Summer is officially over, and companies’ push to bring more workers back into the office is showing initial signs of working, according to one indicator.
After Labor Day weekend, the occupancy rate of workplaces in 10 major cities surpassed the halfway mark for the first time since July, hitting 50.3%, according to Kastle Systems’ 10-city Back to Work Barometer. The company tracks keycard swipes at office buildings and other entry data for businesses.
Many employers had over the last several weeks signaled that they would start enforcing return-to-office mandates after Labor Day. A July report from JLL estimated that one million office-based employees in the U.S. were facing mandates that would take effect through the end of the year.

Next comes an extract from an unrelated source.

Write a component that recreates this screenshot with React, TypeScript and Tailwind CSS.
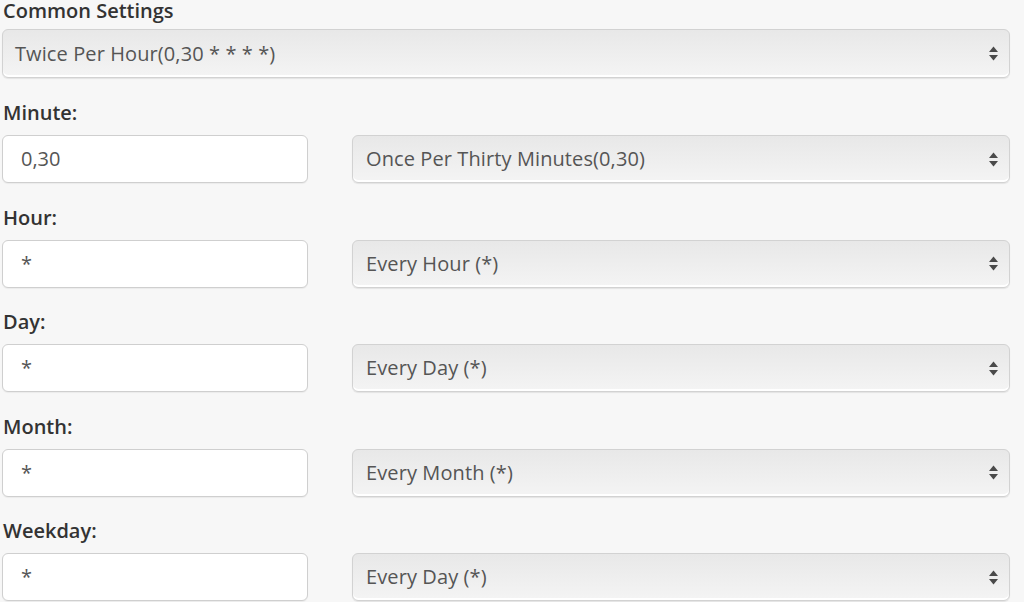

All of the 10 cities tracked by Kastle saw an increase in workplace occupancy around Labor Day, with Houston, Texas, leading the pack. The city saw a weekly occupancy rate of 61.6% from Sept. 7 to Sept. 13, up from 59.7% the previous week.
New York City saw the biggest jump in office occupancy, with a 7.5% jump to 50.1%.
Occupancy in the nation’s capital of Washington D.C. rose to a new record high since the start of the pandemic, Kastle said, rising to 47.9%, as compared to 43.8% the week prior.
“This post-Labor Day jump in occupancy mirrors the pattern from the past three years,” Kastle noted. “If the pattern continues, the Barometer may reach a new, higher base level as more workers return to the office.”
But employees shouldn’t bid a tearful goodbye to working from home just yet. The JLL report noted that hybrid schedules are still dominant, particularly among Big Tech.
The hybrid model will persist, Doug Duncan, senior vice president and chief economist at Fannie Mae, told MarketWatch. The government-sponsored enterprise recently released a forecast expecting a “mild recession” at the start of 2024.
It makes sense that some employees are not eager to return to the office full-time, Duncan explained. “Remember when they said stay home and work from home, they were giving employees a real wage pay raise because you now had real income that was not being spent on commuting costs.”
But “when you tell them to come back to work, you’re giving them a cut,” he added. “So it’s not surprising people resist.”